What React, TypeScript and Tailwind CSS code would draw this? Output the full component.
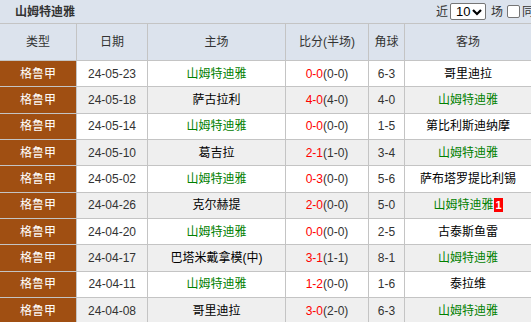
import React from 'react';

type Match = {
    date: string;
    home: string;
    score: string;
    half: string;
    corner: string;
    away: string;
    badge?: string;
};

const TEAM = '山姆特迪雅';

const matches: Match[] = [
    { date: '24-05-23', home: TEAM, score: '0-0', half: '(0-0)', corner: '6-3', away: '哥里迪拉' },
    { date: '24-05-18', home: '萨古拉利', score: '4-0', half: '(4-0)', corner: '4-0', away: TEAM },
    { date: '24-05-14', home: TEAM, score: '0-0', half: '(0-0)', corner: '1-5', away: '第比利斯迪纳摩' },
    { date: '24-05-10', home: '葛吉拉', score: '2-1', half: '(1-0)', corner: '3-4', away: TEAM },
    { date: '24-05-02', home: TEAM, score: '0-3', half: '(0-0)', corner: '5-6', away: '萨布塔罗提比利锡' },
    { date: '24-04-26', home: '克尔赫提', score: '2-0', half: '(0-0)', corner: '5-0', away: TEAM, badge: '1' },
    { date: '24-04-20', home: TEAM, score: '0-0', half: '(0-0)', corner: '2-5', away: '古泰斯鱼雷' },
    { date: '24-04-17', home: '巴塔米戴拿模(中)', score: '3-1', half: '(1-1)', corner: '8-1', away: TEAM },
    { date: '24-04-11', home: TEAM, score: '1-2', half: '(0-0)', corner: '1-6', away: '泰拉维' },
    { date: '24-04-08', home: '哥里迪拉', score: '3-0', half: '(2-0)', corner: '6-3', away: TEAM },
];

const headers = ['类型', '日期', '主场', '比分(半场)', '角球', '客场'];

const teamClass = (name: string) => (name === TEAM ? 'text-[#008000]' : 'text-black');

const App: React.FC = () => {
    return (
        <div className="w-[531px] h-[322px] overflow-hidden bg-white text-[12px] text-[#333] font-['Liberation_Sans','Noto_Sans_CJK_SC',sans-serif]">
            {/* title bar */}
            <div className="h-[23px] bg-[#dce3ed] flex items-center justify-between whitespace-nowrap">
                <span className="pl-[15px] font-bold text-[12px] text-[#333]">{TEAM}</span>
                <div className="flex items-center shrink-0 -mr-[27px]">
                    <span>近</span>
                    <div className="ml-[2px] w-[36px] h-[17px] bg-white border border-[#767676] rounded-[2px] flex items-center justify-between pl-[5px] pr-[3px] text-[13px] text-black">
                        <span>10</span>
                        <svg width="10" height="8" viewBox="0 0 10 8">
                            <path d="M1 2 L5 6 L9 2" fill="none" stroke="#000" strokeWidth="2.2" />
                        </svg>
                    </div>
                    <span className="ml-[5px]">场</span>
                    <div className="ml-[4px] w-[13px] h-[13px] bg-white border border-[#767676] rounded-[2px]" />
                    <span className="ml-[2px]">同主客</span>
                </div>
            </div>

            {/* table */}
            <div className="grid grid-cols-[76px_70px_137px_82px_35px_1fr] gap-px bg-[#c4c4c4] border-t border-[#c4c4c4]">
                {headers.map(h => (
                    <div key={h} className="h-[36px] bg-[#dce3ed] flex items-center justify-center text-[#333]">
                        {h}
                    </div>
                ))}
                {matches.map((m, i) => {
                    const rowBg = i % 2 === 0 ? 'bg-white' : 'bg-[#efefef]';
                    return (
                        <React.Fragment key={m.date}>
                            <div className="h-[25.33px] bg-[#a04f12] text-white flex items-center justify-center">格鲁甲</div>
                            <div className={`h-[25.33px] ${rowBg} flex items-center justify-center text-[#333]`}>{m.date}</div>
                            <div className={`h-[25.33px] ${rowBg} flex items-center justify-center ${teamClass(m.home)}`}>{m.home}</div>
                            <div className={`h-[25.33px] ${rowBg} flex items-center justify-center`}>
                                <span className="text-[#ff0000]">{m.score}</span>
                                <span className="text-[#333]">{m.half}</span>
                            </div>
                            <div className={`h-[25.33px] ${rowBg} flex items-center justify-center text-[#333]`}>{m.corner}</div>
                            <div className={`h-[25.33px] ${rowBg} flex items-center justify-center ${teamClass(m.away)}`}>
                                <span>{m.away}</span>
                                {m.badge && (
                                    <span className="ml-px bg-[#ff0000] text-white font-bold text-[11px] leading-[14px] px-[1px]">{m.badge}</span>
                                )}
                            </div>
                        </React.Fragment>
                    );
                })}
            </div>
        </div>
    );
};

export default App;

-- Work instructions --
Everything from the first line to the line with "const TEAM = '山姆特迪雅';" must be repeated exactly, and nothing else. Leave the pictures out.

-- Response to the task --
What React, TypeScript and Tailwind CSS code would draw this? Output the full component.
import React from 'react';

type Match = {
    date: string;
    home: string;
    score: string;
    half: string;
    corner: string;
    away: string;
    badge?: string;
};

const TEAM = '山姆特迪雅';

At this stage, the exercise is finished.